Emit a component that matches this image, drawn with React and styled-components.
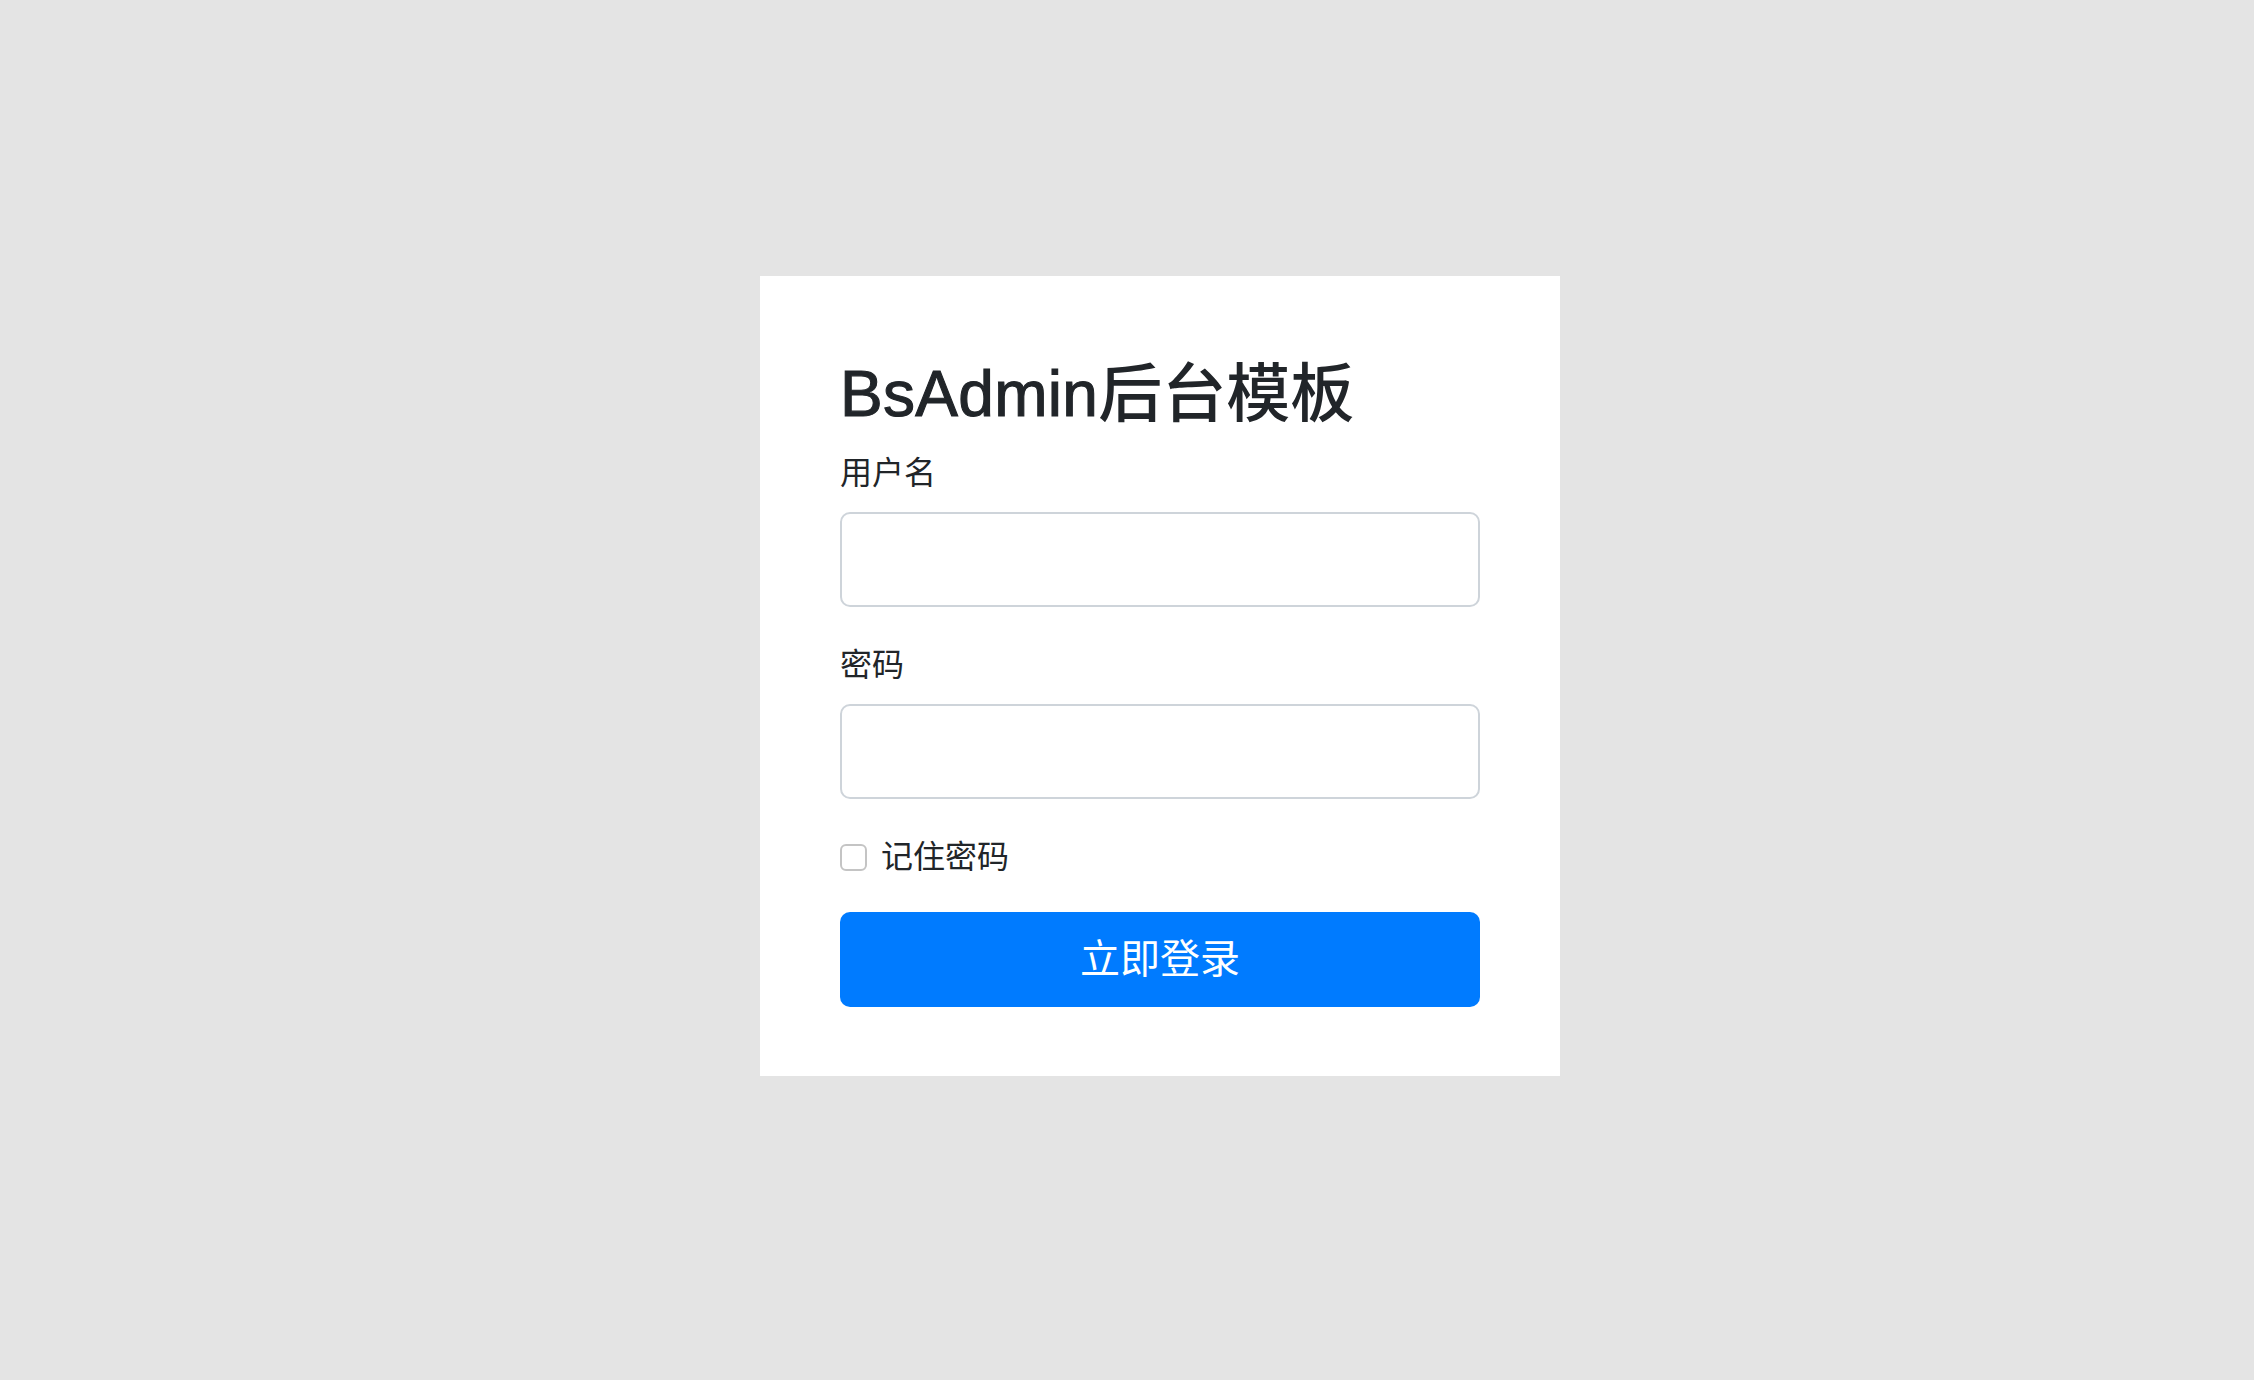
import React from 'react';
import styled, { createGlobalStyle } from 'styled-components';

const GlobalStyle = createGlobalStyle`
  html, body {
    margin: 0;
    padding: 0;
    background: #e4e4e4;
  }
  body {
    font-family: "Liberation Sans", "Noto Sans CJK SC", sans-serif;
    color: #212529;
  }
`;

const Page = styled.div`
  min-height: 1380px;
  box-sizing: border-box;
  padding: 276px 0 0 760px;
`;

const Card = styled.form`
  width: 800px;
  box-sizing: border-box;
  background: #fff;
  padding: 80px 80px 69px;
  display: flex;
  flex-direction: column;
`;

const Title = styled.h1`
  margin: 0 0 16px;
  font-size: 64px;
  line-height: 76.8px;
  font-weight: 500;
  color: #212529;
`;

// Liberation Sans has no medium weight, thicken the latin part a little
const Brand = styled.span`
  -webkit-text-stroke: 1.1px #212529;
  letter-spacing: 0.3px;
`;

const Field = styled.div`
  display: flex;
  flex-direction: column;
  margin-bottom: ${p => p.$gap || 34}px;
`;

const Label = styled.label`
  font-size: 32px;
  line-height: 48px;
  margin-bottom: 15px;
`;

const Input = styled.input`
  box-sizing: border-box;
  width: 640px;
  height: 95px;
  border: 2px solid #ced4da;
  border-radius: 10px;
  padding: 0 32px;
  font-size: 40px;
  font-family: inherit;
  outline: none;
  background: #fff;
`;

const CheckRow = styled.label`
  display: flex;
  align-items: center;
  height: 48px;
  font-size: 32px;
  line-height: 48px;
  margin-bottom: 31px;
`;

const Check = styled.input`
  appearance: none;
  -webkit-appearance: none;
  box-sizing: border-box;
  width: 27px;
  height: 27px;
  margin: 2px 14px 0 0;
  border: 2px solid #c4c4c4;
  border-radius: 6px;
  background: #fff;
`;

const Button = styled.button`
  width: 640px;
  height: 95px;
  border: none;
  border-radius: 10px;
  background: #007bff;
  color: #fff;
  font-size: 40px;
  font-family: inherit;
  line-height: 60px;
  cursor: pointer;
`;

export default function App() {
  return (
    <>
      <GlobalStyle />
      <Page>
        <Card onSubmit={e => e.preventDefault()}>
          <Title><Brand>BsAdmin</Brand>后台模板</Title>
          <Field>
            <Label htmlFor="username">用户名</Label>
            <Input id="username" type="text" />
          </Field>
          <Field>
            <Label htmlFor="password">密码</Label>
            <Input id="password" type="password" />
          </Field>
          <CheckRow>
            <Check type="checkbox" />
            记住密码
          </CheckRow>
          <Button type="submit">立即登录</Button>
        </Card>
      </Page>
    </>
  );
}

=======

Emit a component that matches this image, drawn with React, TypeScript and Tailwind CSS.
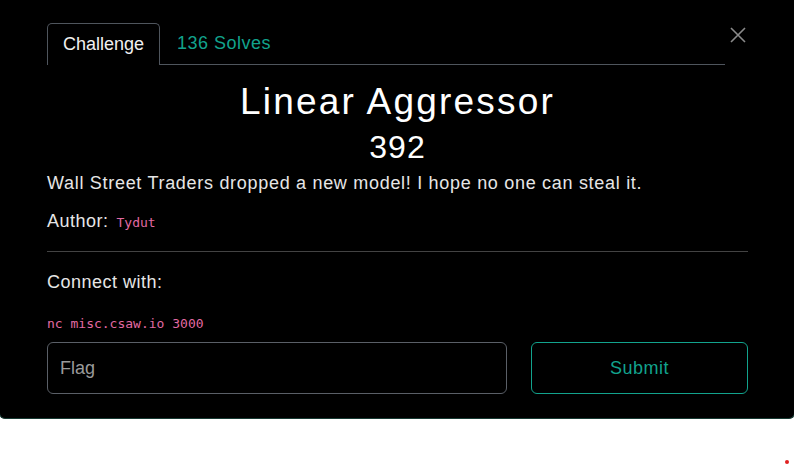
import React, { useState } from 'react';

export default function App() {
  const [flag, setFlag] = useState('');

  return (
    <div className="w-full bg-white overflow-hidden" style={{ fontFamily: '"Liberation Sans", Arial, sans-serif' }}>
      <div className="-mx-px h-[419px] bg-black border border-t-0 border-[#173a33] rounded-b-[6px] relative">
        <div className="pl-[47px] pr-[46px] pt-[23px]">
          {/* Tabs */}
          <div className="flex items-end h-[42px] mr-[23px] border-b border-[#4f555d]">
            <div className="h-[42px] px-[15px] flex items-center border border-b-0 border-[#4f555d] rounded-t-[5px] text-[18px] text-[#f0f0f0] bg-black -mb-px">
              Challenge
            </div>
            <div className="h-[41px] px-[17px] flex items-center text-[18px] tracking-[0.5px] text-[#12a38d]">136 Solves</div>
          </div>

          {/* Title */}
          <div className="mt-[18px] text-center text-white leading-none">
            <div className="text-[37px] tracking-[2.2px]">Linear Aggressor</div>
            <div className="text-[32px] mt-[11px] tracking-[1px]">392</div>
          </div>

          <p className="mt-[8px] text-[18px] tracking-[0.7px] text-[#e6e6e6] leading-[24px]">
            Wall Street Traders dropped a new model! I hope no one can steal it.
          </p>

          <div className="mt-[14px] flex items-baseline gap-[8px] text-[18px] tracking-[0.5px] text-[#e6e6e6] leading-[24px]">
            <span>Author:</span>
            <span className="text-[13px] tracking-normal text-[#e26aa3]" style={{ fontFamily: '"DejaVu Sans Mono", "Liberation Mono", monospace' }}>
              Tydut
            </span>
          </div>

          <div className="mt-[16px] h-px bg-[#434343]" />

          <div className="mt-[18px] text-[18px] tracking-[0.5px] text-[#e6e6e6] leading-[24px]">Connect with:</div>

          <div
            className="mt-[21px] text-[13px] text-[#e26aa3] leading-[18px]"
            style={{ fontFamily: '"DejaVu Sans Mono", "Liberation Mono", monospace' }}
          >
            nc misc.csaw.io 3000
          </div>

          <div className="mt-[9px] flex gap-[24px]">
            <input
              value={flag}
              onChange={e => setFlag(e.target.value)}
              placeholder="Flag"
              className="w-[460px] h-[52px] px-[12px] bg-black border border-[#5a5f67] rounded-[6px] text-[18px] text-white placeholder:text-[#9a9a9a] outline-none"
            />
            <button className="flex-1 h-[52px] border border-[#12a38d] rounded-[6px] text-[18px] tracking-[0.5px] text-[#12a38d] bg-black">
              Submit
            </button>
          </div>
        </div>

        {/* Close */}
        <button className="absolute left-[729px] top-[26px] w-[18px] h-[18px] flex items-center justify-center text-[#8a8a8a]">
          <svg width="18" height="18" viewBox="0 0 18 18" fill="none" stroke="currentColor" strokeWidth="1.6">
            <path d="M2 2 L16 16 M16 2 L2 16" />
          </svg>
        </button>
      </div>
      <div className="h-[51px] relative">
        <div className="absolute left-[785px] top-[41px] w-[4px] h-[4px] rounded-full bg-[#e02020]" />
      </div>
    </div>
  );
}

=======

* **STATED TASK**: Take the lines above starting at the one containing "and Tailwind CSS." and ending at the one containing "const [flag, setFlag] = useState('');", and print them again exactly, without pictures.

* **WRITTEN RESPONSE**:
Emit a component that matches this image, drawn with React, TypeScript and Tailwind CSS.
import React, { useState } from 'react';

export default function App() {
  const [flag, setFlag] = useState('');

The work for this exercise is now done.